----- GIVEN MATERIAL -----
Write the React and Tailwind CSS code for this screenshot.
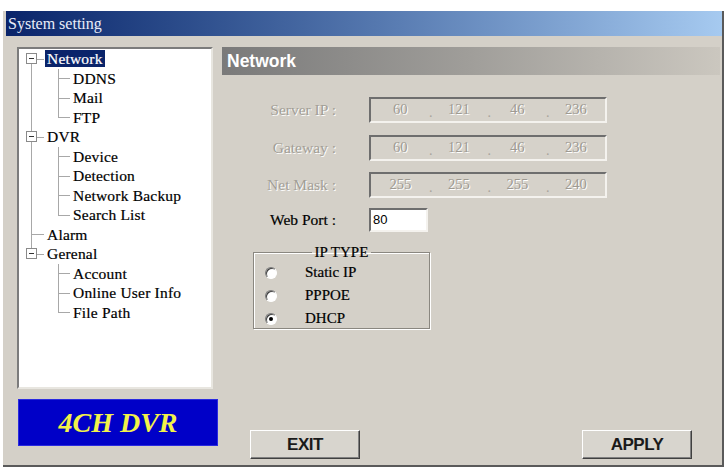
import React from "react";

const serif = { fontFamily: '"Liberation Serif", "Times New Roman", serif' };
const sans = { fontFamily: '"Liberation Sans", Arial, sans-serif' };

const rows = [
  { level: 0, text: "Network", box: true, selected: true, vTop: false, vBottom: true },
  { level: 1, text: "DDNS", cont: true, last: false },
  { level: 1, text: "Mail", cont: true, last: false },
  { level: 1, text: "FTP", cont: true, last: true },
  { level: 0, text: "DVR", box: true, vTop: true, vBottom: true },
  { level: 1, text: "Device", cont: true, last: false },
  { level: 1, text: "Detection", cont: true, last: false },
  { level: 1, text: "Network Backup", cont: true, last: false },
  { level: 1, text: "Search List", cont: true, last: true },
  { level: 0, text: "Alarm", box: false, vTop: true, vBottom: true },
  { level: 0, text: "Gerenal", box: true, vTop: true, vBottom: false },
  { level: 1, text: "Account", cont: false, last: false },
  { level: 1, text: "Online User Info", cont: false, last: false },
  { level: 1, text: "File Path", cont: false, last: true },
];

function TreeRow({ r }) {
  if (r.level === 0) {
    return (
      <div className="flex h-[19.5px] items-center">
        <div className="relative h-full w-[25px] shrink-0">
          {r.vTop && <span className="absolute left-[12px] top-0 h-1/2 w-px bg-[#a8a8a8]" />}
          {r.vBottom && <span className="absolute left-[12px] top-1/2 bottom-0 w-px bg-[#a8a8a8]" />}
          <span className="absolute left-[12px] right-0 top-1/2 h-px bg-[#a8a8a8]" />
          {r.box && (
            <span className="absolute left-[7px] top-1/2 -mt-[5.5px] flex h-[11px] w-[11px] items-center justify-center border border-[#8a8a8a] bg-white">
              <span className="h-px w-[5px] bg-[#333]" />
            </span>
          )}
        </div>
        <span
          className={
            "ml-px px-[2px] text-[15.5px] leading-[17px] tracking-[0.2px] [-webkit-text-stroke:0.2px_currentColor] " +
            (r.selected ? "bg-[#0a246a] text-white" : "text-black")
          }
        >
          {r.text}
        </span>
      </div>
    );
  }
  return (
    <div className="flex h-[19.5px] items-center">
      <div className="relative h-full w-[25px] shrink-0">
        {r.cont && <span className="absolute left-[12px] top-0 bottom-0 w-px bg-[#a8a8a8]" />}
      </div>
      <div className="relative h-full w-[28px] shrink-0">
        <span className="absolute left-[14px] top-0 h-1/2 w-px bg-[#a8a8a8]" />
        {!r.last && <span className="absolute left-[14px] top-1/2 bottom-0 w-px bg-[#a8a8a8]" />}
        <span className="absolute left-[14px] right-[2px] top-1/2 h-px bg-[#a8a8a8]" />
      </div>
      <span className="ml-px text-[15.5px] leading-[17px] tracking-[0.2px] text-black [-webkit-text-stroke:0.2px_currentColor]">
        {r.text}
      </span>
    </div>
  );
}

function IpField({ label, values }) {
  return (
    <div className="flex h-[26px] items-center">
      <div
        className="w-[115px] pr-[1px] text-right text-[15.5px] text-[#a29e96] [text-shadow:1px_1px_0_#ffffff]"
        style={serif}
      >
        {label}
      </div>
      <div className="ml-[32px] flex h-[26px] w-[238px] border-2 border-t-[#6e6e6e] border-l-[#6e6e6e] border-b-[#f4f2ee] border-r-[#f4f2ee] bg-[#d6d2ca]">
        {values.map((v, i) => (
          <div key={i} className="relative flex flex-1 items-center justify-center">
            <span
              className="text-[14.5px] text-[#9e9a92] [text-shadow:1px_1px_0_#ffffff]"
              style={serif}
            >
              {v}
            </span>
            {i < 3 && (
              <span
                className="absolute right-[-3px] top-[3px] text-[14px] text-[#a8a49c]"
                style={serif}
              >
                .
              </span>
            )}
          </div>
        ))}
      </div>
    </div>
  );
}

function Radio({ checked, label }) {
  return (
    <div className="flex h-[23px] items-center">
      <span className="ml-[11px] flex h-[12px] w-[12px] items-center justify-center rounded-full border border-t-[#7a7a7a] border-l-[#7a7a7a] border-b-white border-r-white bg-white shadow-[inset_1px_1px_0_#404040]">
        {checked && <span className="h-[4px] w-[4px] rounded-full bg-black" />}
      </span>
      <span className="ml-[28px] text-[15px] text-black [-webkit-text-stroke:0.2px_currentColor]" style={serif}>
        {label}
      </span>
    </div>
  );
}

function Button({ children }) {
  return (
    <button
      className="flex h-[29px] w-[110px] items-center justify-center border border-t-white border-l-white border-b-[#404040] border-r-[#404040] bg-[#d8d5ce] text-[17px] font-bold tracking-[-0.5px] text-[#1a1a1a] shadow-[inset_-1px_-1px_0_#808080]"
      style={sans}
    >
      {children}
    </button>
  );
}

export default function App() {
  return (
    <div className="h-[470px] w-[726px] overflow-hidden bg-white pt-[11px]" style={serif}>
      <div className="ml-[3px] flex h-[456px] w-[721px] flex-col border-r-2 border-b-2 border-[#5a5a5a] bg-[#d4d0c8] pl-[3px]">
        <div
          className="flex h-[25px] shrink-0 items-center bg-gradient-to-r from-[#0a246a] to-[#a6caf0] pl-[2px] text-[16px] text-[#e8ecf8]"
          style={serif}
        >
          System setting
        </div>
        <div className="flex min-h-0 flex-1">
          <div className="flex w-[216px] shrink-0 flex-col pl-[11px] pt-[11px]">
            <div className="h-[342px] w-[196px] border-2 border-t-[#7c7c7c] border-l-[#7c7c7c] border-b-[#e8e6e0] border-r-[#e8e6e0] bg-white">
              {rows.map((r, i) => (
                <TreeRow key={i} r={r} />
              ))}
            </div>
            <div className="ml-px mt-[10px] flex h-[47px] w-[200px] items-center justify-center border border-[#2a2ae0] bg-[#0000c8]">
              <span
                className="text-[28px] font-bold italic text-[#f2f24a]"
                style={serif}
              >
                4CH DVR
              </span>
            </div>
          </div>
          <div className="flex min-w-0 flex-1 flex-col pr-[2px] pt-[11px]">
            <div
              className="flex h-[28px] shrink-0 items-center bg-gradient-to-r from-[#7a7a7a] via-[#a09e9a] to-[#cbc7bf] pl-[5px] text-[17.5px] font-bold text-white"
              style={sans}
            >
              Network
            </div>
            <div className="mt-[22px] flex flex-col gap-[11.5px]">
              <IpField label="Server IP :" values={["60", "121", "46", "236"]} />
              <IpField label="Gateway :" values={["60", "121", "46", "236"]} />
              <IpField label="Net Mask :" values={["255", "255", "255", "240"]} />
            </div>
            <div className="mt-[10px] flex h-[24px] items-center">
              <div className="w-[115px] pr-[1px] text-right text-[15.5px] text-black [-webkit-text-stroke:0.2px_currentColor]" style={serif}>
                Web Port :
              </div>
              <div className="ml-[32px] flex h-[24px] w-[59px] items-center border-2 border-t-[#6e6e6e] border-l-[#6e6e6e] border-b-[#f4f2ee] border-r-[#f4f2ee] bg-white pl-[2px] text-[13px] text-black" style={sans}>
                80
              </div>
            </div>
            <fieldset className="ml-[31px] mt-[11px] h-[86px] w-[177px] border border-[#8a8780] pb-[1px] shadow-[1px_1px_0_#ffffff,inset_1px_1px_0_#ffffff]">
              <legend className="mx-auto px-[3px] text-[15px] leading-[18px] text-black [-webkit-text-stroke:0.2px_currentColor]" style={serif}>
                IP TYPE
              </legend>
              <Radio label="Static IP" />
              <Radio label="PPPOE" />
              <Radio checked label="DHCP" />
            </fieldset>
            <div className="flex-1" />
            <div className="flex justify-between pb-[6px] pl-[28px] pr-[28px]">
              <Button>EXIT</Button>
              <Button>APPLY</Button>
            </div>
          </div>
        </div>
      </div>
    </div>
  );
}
-----
• TASK:
Look above for every line with the word "React" and copy it.

• COMPLETED TASK:
Write the React and Tailwind CSS code for this screenshot.
import React from "react";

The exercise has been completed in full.